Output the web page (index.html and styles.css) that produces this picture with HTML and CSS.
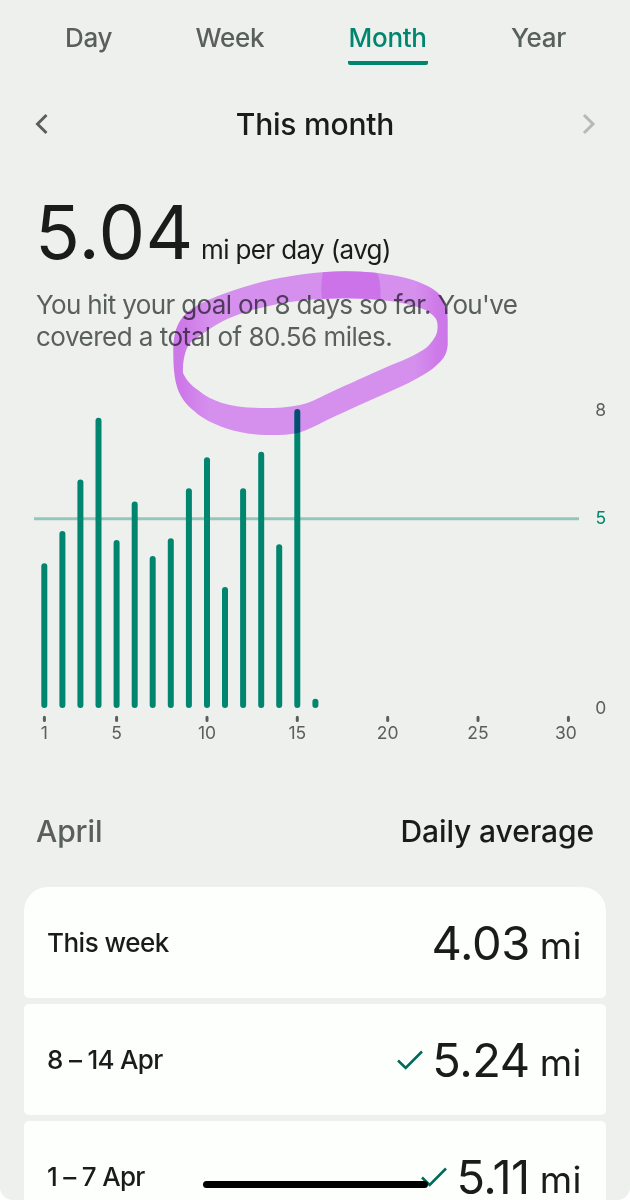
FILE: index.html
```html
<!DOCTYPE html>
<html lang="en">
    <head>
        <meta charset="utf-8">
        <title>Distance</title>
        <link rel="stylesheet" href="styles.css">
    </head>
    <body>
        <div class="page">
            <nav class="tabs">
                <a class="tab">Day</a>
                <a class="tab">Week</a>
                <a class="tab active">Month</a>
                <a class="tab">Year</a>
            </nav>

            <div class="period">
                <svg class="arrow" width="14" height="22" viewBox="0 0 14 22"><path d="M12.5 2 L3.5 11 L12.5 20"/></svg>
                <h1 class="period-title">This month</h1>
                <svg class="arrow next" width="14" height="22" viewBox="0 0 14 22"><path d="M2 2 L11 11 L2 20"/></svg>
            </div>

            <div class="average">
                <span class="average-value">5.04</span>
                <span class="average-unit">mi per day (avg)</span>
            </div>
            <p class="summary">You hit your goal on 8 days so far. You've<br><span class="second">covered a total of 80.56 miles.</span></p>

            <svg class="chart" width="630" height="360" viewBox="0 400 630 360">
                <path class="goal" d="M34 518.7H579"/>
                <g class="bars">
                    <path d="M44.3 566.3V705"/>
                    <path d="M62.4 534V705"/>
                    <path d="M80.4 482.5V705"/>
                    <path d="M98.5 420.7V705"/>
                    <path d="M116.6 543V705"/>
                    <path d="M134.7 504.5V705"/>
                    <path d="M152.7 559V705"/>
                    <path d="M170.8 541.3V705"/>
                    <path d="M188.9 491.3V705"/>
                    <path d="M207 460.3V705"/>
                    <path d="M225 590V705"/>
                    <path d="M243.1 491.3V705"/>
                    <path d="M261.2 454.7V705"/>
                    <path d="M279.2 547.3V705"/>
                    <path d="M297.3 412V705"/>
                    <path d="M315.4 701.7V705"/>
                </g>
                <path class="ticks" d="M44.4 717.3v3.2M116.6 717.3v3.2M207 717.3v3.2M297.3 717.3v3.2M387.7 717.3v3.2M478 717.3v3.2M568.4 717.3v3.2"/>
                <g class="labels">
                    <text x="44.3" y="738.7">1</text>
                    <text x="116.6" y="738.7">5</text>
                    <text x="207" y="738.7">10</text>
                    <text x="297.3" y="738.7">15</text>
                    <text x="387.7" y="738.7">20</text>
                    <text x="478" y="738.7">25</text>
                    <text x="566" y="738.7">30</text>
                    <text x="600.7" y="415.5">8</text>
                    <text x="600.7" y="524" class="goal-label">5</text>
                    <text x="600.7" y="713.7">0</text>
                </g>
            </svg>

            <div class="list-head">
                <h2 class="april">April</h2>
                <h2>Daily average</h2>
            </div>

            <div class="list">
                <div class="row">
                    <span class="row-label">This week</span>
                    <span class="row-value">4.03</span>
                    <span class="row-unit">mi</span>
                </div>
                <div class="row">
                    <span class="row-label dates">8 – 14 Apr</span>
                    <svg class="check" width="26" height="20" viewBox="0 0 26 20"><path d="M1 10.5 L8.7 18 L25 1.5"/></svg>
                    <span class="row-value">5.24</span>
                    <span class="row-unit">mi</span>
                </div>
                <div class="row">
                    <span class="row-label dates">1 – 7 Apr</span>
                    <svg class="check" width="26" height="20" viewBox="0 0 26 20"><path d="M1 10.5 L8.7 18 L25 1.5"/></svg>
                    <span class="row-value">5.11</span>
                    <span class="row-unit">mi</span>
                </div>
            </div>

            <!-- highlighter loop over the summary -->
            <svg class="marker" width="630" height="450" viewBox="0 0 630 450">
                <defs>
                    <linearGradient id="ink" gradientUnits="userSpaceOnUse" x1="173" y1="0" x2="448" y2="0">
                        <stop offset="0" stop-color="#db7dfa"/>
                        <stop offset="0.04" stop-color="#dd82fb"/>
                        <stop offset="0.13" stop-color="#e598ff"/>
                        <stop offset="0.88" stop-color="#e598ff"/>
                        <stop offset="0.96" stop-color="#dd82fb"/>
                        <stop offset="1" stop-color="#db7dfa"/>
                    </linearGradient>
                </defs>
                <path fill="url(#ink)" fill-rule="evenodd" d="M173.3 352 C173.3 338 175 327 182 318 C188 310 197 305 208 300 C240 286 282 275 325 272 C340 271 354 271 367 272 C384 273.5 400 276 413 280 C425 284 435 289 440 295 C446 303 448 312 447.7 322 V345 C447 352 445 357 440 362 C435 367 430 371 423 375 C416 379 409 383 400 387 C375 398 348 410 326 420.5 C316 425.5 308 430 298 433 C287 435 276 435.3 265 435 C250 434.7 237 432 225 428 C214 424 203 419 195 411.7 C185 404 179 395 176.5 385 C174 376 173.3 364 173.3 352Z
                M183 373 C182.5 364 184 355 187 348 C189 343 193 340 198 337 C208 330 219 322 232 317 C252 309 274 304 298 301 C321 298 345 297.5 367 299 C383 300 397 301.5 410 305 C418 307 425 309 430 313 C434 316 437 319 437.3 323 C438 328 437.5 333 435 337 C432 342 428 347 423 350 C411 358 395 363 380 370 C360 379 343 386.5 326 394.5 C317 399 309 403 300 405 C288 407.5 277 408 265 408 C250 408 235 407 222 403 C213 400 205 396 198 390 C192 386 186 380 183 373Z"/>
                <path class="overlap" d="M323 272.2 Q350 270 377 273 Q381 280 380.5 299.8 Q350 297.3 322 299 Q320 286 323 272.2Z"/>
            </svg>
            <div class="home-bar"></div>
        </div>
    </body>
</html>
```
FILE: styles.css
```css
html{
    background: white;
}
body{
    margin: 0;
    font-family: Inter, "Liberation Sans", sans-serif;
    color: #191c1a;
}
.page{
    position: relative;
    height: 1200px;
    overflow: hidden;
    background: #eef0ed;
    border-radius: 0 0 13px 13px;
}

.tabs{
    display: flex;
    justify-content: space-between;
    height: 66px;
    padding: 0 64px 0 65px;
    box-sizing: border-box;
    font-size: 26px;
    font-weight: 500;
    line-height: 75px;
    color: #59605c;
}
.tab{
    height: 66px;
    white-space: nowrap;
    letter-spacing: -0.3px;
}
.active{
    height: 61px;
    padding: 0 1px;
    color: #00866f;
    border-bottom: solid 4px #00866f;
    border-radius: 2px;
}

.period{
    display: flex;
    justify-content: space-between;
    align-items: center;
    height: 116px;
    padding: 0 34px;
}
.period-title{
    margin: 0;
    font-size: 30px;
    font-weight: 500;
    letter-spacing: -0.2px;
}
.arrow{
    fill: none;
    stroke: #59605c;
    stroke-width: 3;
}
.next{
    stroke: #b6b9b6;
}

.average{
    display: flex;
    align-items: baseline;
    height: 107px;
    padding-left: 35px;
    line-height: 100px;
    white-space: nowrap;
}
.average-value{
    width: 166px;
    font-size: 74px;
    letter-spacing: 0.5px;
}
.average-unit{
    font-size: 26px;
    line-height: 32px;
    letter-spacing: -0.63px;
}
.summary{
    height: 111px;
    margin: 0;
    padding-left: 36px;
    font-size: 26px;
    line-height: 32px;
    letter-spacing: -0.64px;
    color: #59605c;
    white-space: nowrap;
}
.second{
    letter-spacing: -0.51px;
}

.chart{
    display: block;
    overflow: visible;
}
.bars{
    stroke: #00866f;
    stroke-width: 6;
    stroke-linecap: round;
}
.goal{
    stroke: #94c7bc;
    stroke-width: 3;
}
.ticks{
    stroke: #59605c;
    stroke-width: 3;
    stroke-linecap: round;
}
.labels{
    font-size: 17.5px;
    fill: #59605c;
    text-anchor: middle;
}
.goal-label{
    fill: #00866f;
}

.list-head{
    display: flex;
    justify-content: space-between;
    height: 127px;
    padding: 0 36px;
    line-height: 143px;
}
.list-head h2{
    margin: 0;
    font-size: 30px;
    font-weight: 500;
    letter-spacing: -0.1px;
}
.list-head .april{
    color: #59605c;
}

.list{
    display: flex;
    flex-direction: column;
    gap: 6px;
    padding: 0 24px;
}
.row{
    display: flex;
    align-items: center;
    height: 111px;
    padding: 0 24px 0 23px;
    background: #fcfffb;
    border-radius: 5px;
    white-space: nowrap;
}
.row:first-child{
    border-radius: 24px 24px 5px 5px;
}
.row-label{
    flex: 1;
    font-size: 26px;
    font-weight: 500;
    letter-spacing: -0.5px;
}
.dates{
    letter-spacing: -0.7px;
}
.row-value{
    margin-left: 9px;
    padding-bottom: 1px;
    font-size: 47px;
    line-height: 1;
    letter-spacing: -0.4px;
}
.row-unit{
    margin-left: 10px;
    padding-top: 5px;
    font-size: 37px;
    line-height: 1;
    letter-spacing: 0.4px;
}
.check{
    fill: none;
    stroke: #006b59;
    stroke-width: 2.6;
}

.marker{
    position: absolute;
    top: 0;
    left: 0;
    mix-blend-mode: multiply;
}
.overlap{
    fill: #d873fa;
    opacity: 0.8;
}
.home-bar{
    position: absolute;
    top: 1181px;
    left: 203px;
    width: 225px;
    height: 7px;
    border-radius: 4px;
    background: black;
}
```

[Problem to work on]: Only lines with "index" are wanted here; list each of them.

[Exercise answer]:
Output the web page (index.html and styles.css) that produces this picture with HTML and CSS.
FILE: index.html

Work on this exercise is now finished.